My colleagues say that “House usage of the expression ‘American manufacturer or producer’ was but a paraphrase for its statutory proposal in the words ‘a manufacturer or producer in the United States.’ And the Senate adopted the House paraphrasing in rewriting the provisions of section 529, and enlarged the expression to include the words ‘American * * * wholesaler.’ ” [Emphasis added.] This statement accords with my own opinion, as I stated it in Diamond Tool Research Co., Inc. v. United States, supra, namely, that it is the American business, whether it be that of manufacturing or producing or wholesaling, to which Congress extended the protection afforded by the provisions of section 516 (b).
I do not follow my colleagues when, proceeding from that base, they find that plaintiff has the burden of showing that, in carrying on an American business of manufacturing or producing or selling at whole*71sale, it does not use goods of “foreign origin,” or only some undefined quantity of goods of “foreign origin.” To write this requirement into section 516 (b) is judicial legislation. It distorts the very concept the majority expressed of what is a manufacturer or producer or wholesaler in the United States, namely, one engaged in such business in the United States, so as to exclude certain such manufacturers, producers, and wholesalers, without any statutory language thus delimiting the class.
The interpretation of a statute which preserves its usefulness to fulfill the legislative purpose is to be preferred to a construction which does not. United States v.
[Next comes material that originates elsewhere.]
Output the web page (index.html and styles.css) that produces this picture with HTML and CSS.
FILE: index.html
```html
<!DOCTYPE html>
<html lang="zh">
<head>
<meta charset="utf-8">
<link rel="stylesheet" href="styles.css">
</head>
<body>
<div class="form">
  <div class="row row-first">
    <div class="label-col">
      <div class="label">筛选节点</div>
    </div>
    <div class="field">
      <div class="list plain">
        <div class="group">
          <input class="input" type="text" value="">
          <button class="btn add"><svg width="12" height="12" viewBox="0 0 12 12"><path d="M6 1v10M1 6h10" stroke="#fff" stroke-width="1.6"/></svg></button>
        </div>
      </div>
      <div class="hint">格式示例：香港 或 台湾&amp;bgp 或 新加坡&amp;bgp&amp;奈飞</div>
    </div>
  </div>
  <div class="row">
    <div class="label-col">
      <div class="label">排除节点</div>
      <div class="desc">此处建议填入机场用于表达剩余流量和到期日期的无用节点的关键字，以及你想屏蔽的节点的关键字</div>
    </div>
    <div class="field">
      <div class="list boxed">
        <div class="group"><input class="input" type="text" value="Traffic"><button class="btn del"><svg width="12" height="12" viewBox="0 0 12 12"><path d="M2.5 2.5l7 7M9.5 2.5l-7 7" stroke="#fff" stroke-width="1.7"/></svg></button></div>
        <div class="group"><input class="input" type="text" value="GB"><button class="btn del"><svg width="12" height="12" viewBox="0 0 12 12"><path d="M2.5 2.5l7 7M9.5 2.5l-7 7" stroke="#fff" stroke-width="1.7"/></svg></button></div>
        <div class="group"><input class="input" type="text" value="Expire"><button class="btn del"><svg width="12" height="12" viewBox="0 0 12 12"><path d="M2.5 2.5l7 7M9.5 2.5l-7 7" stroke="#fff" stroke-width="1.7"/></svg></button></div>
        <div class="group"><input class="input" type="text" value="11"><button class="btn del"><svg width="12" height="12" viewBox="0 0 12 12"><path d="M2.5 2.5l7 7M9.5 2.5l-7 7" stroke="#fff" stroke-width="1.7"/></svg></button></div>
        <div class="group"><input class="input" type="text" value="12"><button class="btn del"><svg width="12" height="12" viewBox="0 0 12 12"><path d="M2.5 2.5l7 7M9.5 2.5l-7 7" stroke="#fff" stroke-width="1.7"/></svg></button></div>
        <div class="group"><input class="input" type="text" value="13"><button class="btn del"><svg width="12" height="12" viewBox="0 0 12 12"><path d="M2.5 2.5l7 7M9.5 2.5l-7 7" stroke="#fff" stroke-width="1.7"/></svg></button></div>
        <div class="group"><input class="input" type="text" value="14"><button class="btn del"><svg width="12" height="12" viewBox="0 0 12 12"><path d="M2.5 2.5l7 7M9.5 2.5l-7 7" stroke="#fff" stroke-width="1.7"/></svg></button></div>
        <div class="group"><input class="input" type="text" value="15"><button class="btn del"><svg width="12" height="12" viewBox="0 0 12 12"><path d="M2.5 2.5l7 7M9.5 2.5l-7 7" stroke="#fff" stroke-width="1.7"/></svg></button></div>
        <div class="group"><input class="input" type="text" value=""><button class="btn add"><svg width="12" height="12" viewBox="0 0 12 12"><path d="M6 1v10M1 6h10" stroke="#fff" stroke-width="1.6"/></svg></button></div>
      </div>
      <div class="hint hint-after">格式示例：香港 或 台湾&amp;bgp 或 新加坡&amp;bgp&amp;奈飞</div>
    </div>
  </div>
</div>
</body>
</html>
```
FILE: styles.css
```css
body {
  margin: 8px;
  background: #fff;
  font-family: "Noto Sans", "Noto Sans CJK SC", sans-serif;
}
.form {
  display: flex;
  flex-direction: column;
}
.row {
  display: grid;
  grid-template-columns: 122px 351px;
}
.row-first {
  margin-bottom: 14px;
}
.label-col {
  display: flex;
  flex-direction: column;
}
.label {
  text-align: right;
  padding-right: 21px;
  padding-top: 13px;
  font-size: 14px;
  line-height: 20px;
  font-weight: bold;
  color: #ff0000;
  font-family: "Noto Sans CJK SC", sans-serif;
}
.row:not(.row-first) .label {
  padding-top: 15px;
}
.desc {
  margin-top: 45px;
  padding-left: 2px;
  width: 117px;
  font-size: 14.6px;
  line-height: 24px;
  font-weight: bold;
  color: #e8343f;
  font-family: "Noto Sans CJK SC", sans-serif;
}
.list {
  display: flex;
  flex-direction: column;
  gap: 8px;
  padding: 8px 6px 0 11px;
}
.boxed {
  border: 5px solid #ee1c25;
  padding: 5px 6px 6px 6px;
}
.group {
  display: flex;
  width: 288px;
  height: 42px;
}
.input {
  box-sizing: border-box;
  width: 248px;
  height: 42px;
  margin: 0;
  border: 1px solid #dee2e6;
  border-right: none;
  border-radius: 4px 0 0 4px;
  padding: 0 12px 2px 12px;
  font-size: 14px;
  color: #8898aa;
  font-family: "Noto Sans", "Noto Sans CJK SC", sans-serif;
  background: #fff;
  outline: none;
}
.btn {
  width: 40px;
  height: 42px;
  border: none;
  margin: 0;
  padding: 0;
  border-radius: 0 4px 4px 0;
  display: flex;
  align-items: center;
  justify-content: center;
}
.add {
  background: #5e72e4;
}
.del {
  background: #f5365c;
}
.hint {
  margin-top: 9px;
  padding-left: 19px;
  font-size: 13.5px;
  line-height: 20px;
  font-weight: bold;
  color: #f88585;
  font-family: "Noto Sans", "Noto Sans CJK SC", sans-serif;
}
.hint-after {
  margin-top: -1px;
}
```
Peter Kiewit Sons Company of Canada, Ltd., 195 F. Supp. 752.
I do not here discuss the reasons for my finding that the merchandise which plaintiff sells in the United States at wholesale is merchandise of the same class or kind as the protested merchandise, and that the protested classification is improper. My reasons for both findings are stated in my opinion in Diamond Tool Research Co., Inc. v. United States, supra, decided today.
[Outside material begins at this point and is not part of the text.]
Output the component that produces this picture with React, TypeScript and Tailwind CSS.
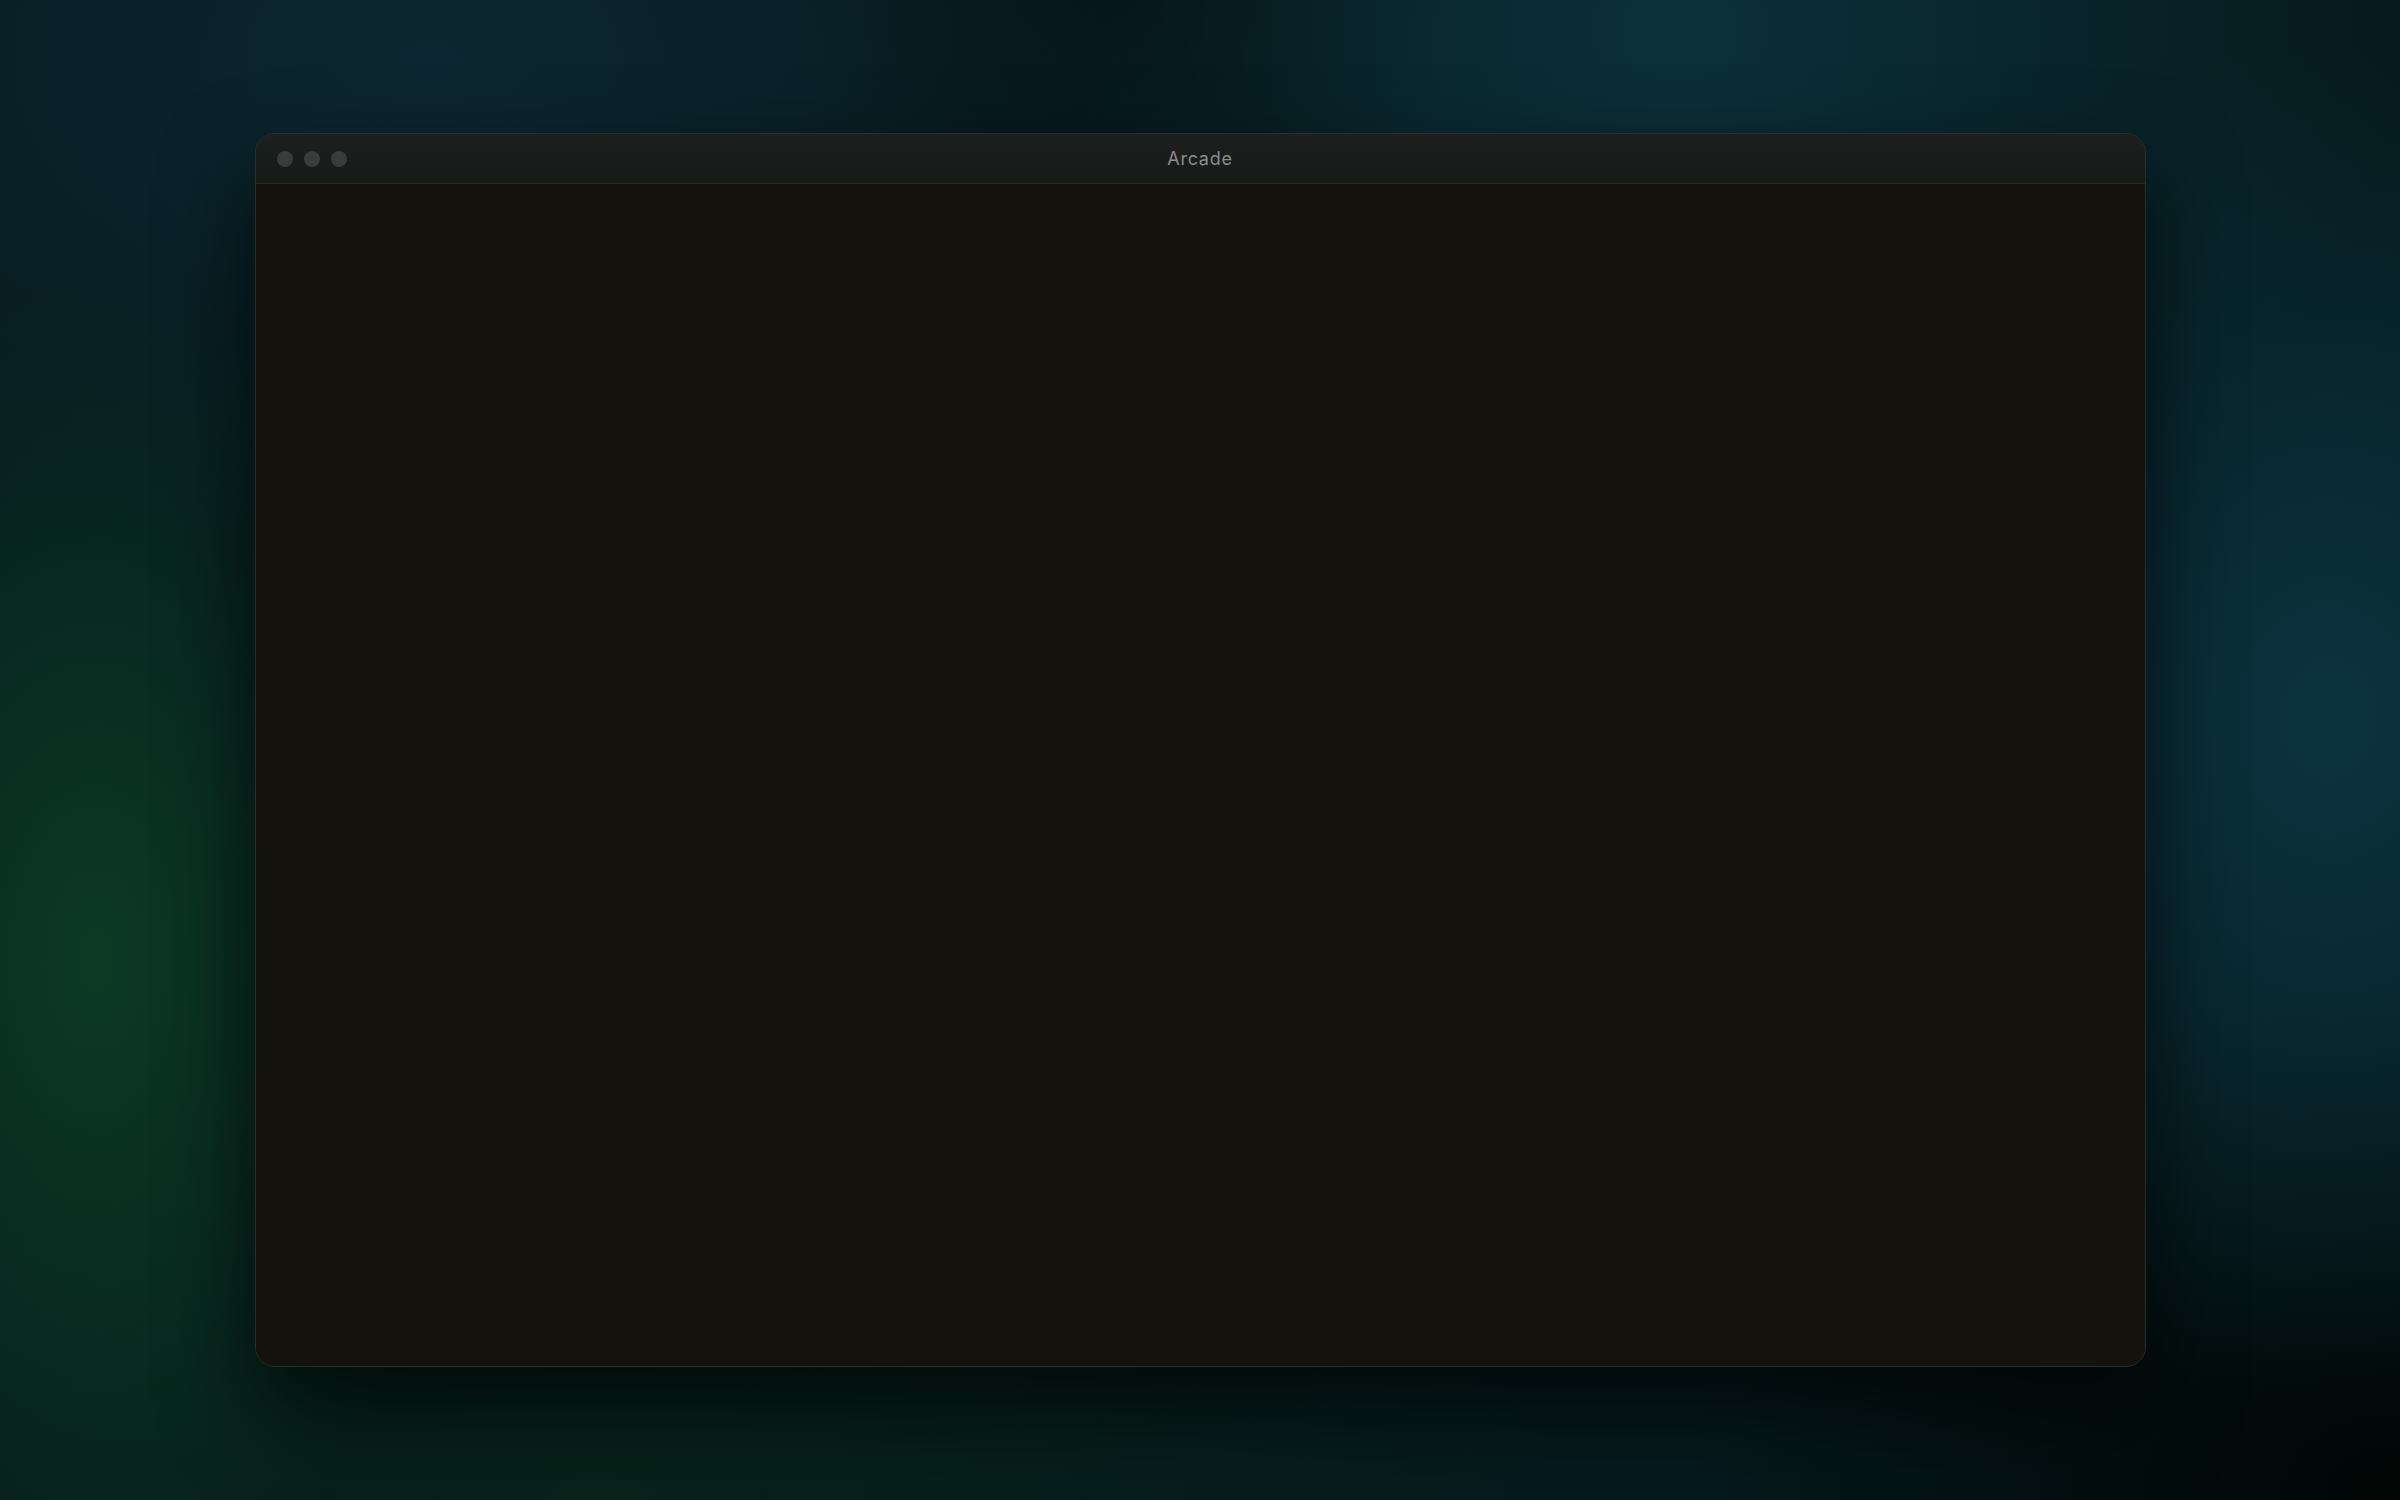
import React from 'react';

// Traffic-light dots in the title bar (window is inactive, so they're all grey)
function WindowDots() {
  return (
    <div className="flex items-center gap-[11px]">
      <span className="w-4 h-4 rounded-full bg-[#3a3b3b]" />
      <span className="w-4 h-4 rounded-full bg-[#3a3b3b]" />
      <span className="w-4 h-4 rounded-full bg-[#3a3b3b]" />
    </div>
  );
}

export default function App() {
  return (
    <div
      className="h-screen w-full flex items-center justify-center bg-[#061a1d] bg-[radial-gradient(ellipse_30%_40%_at_70%_2%,#0c313a_0%,transparent_100%),radial-gradient(ellipse_22%_45%_at_97%_48%,#0b3440_0%,transparent_100%),radial-gradient(ellipse_16%_45%_at_4%_64%,#0c3b25_0%,transparent_100%),radial-gradient(ellipse_35%_35%_at_18%_4%,#0c2731_0%,transparent_100%),radial-gradient(ellipse_14%_22%_at_47%_0%,#030a0b_0%,transparent_100%),radial-gradient(ellipse_30%_35%_at_100%_100%,#010504_0%,transparent_100%),radial-gradient(ellipse_40%_30%_at_25%_100%,#07231a_0%,transparent_100%)]"
      style={{ fontFamily: 'Inter, "Liberation Sans", sans-serif' }}
    >
      <div className="w-[1891px] h-[1234px] flex flex-col rounded-[20px] overflow-hidden border border-[#26302f] bg-[#14120d] shadow-[0_40px_90px_rgba(0,0,0,0.65)]">
        {/* title bar */}
        <div className="relative h-[50px] shrink-0 flex items-center px-[21px] bg-gradient-to-b from-[#1d1e1e] to-[#181919] border-b border-[#2b2e2d]">
          <WindowDots />
          <div className="absolute inset-0 flex items-center justify-center pointer-events-none">
            <span className="text-[18px] text-[#8c8c8a] tracking-[0.04em]">Arcade</span>
          </div>
        </div>
        {/* empty content area */}
        <div className="flex-1 bg-[#14120d]" />
      </div>
    </div>
  );
}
I dismiss the argument of amicus, which defendant does not argue, that plaintiff, by this protest, is 'attempting to do indirectly what it cannot do directly. That is not so. There is here no indirect attempt to do something. To the contrary, this is a protest filed directly under authority of a statute.
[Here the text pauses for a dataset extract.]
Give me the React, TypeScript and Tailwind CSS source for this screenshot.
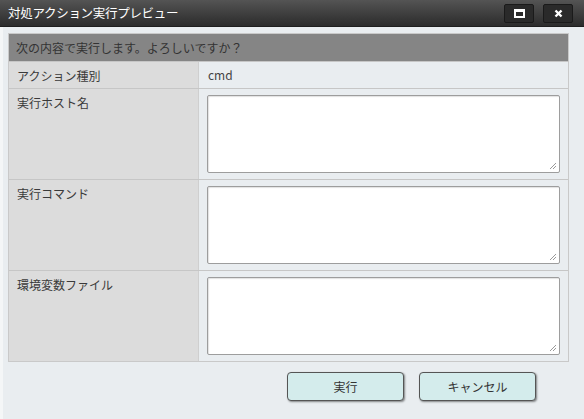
import React from "react";

const ROWS = [
  { label: "アクション種別", value: "cmd" },
  { label: "実行ホスト名", area: true },
  { label: "実行コマンド", area: true },
  { label: "環境変数ファイル", area: true },
];

function Resize() {
  return (
    <svg className="absolute right-[2px] bottom-[2px]" width="8" height="8" viewBox="0 0 8 8">
      <path d="M1 7 L7 1 M4 7 L7 4" stroke="#9a9a9a" strokeWidth="1" />
    </svg>
  );
}

export default function App() {
  return (
    <div
      className="w-[584px] h-[419px] bg-[#e9edf0] overflow-hidden flex flex-col"
      style={{ fontFamily: '"Noto Sans CJK JP", "Noto Sans", sans-serif' }}
    >
      {/* Title bar */}
      <div className="h-[27px] shrink-0 bg-gradient-to-b from-[#545454] to-[#2c2c2c] border-b border-[#1e1e1e] flex items-center justify-between pl-[8px] pr-[11px]">
        <span className="text-white text-[12.5px] tracking-[-0.3px]">対処アクション実行プレビュー</span>
        <div className="flex gap-[9px]">
          <button className="w-[30px] h-[19px] bg-[#2a2a2a] border border-[#1a1a1a] rounded-[2px] flex items-center justify-center">
            <span className="w-[11px] h-[9px] border-2 border-white border-t-[3px]" />
          </button>
          <button className="w-[30px] h-[19px] bg-[#2a2a2a] border border-[#1a1a1a] rounded-[2px] flex items-center justify-center">
            <svg width="9" height="9" viewBox="0 0 9 9">
              <path d="M1.5 1.5 L7.5 7.5 M7.5 1.5 L1.5 7.5" stroke="#fff" strokeWidth="2.4" />
            </svg>
          </button>
        </div>
      </div>

      {/* Body */}
      <div className="flex-1 pl-[5px] pr-[15px] pt-[6px] border-l-[3px] border-[#f4f6f7]">
        <div className="border border-[#c9c9c9] leading-[18px]">
          <div className="h-[27px] bg-[#858585] text-[#333] text-[12px] pl-[7px] flex items-center">
            次の内容で実行します。よろしいですか？
          </div>
          {ROWS.map((r) => (
            <div key={r.label} className="flex border-t border-[#c6c6c6]">
              <div className="w-[190px] shrink-0 bg-[#dcdcdc] border-r border-[#cfcfcf] text-[#3a3a3a] text-[12px] pl-[8px] pt-[5px]">
                {r.label}
              </div>
              <div className="flex-1 bg-[#e9edf0]">
                {r.area ? (
                  <div className="pl-[8px] pr-[8px] pt-[6px] pb-[6px]">
                    <div className="relative h-[78px] bg-white border border-[#9d9d9d] rounded-[2px] shadow-[inset_1px_1px_1px_rgba(0,0,0,0.12)]">
                      <Resize />
                    </div>
                  </div>
                ) : (
                  <div className="h-[26px] flex items-center pl-[9px] text-[12px] text-[#444]">{r.value}</div>
                )}
              </div>
            </div>
          ))}
        </div>

        <div className="flex justify-end gap-[15px] pr-[33px] mt-[10px]">
          <button className="w-[117px] h-[29px] bg-[#d4ecec] border border-[#555] rounded-[4px] shadow-[1px_1px_2px_rgba(0,0,0,0.45)] text-[12px] text-[#333]">
            実行
          </button>
          <button className="w-[117px] h-[29px] bg-[#d4ecec] border border-[#555] rounded-[4px] shadow-[1px_1px_2px_rgba(0,0,0,0.45)] text-[12px] text-[#333]">
            キャンセル
          </button>
        </div>
      </div>
    </div>
  );
}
If plaintiff is an American wholesaler of merchandise, of the same class or kind as the imported merchandise, having a section 516(b) right to protest classification, and I find that plaintiff is; and if the protested classification is erroneous, and we have found that it is; then Congress, in section 202 of the Tariff Classification Act of 1962, P.L. 87-456, 76 Stat. 72, provided that such a plaintiff should be relieved of the continuing burden of the incorrect classification.
It is a novel thought which amicus urges on us, that those who act directly in conformity with the provisions of a statute, suitable to the attainment of benefits in their situation which Congress has expressly provided, should be cut off from those benefits if in some other situation and proceeding under other statutory provisions, they would not be entitled to like relief.
I do not repeat here a discussion of cases, cited by the parties, which were discussed either in the incorporated case or in Diamond Tool Research Co., Inc., supra. All arguments and all cited authorities I have fully considered.
The protest claim to classification under paragraph 1668 should be sustained. The other protest claims should be dismissed.